I think it’s worth including from my perspective as a Black woman born and raised in the U.S. Women, women of color particularly, are often burdened to take responsibility for the wrongdoings around them. I often find myself wanting to apologize for something that was done to me, not by me. I encourage all of us, but particularly those most marginalized, to reflect on whether or not that’s actually our burden to carry, especially if we’re the ones receiving the harm.
Say you’re sorry.
Naming that your sorry – without any “ifs, ands, or buts” is critical. Changing, or removing this phrase entirely, is a common way people try to eschew responsibility. Using phrases like “I’m sorry you felt that way” or “I didn’t realize you’re so sensitive” puts the focus on the other person’s feelings, not your actions. Phrases like these can be wielded to manipulate or even gaslight others, too, so you want to avoid that regardless of intention. Instead, stick to the action that you can apologize for, like, “I’m sorry I said what I said last night.” More on this from Brene Brown in conversation with Harriet Lerner.
Acknowledge the impact.
We reference intention v. impact often in this newsletter because it’s an essential act of accountability (learn more here). And that’s no difference when it comes to apologizing. Instead of emphasizing that you “didn’t mean” or “never intended” to do something, name and acknowledge the impact. That can look like “I realize my behavior last night made you upset” or “I now understand that my actions are incredibly condescending. I appreciate how Franchesca Ramsey breaks this down in this video.

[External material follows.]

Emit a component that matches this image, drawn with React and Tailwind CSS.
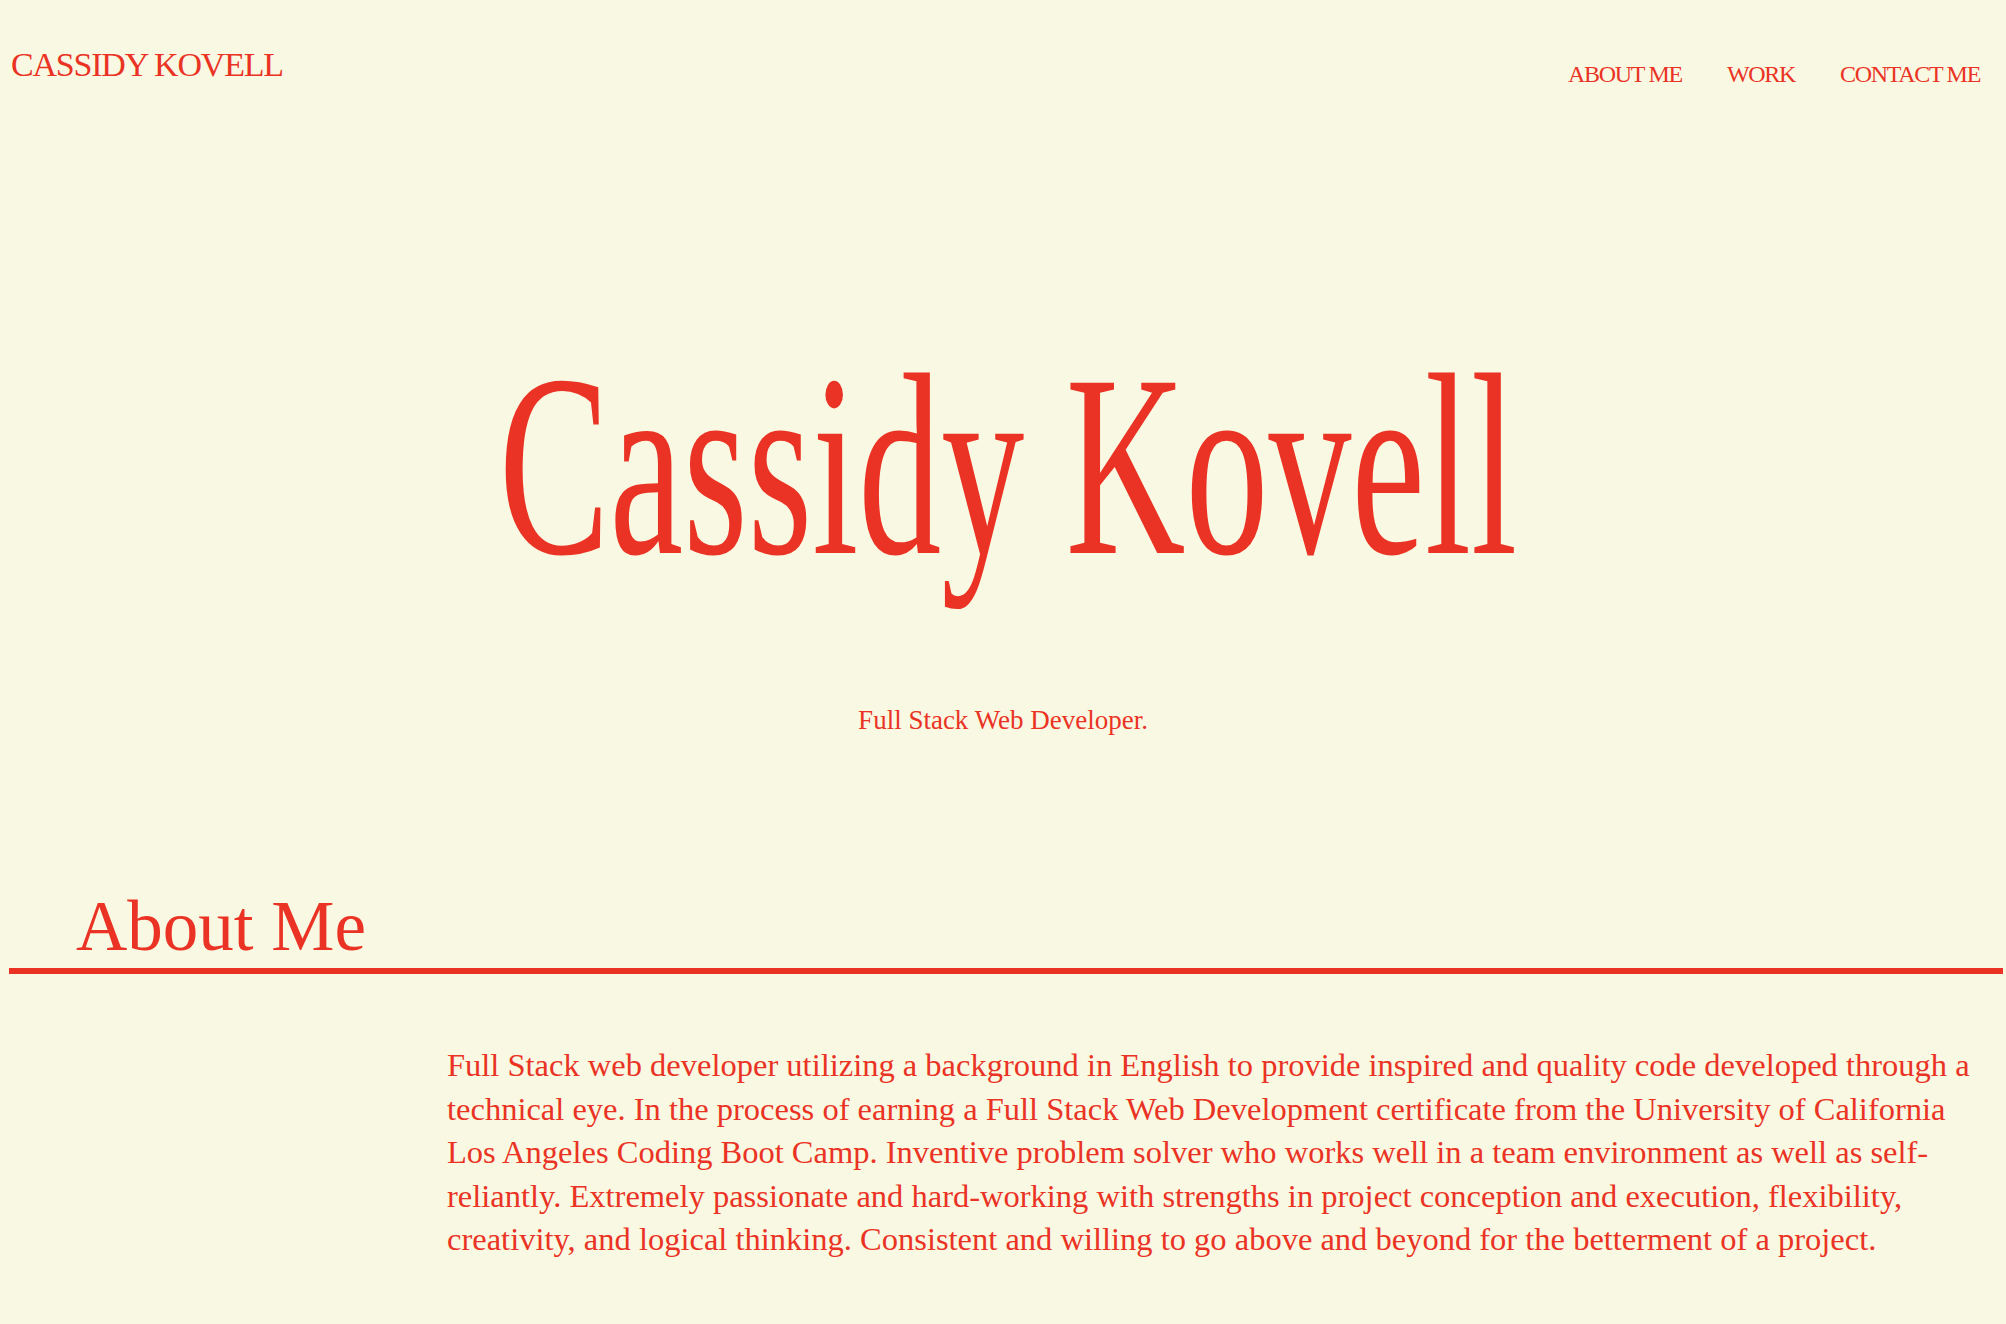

An apology is something we do, not something we say. And we carry it forward by changing our behavior to minimize opportunities for future harm. This action might be something you name in your apology, like “moving forward, I will not talk to you that way again.” It may also be something you commit to learning more about so you can grow, “I’m going to take a course so I can better understand how to engage properly.” But neither you, the recipient, or society gain anything until you put it into practice. This might be difficult, and burdensome, and tiring, and overwhelming – yet if you’re going to apologize, you have to be committed to this step. Learn more via Mia Mingus.
Remember that after you apologize, regardless of how well-rehearsed and well-practiced, you have to detach yourself from the outcome. No one owes you their forgiveness, no matter how deeply you may desire it. Respect the recipient’s boundaries and ensure your apology is consensual. And, note that an apology is not a replacement with other forms of accountability, like giving reparations or removing yourself from a position of power. But sometimes, an apology can be an excellent start to transforming our relationships – with ourselves, each other, and society as a whole. And we have to start somewhere.
Apologizing is a form of accountability.
U.S. culture tends to prioritize punishment over accountability. To disrupt these systems, we must disrupt how we relate to apologies.
Apologies can be well-crafted and practiced, but that still doesn’t mean that they need to be accepted.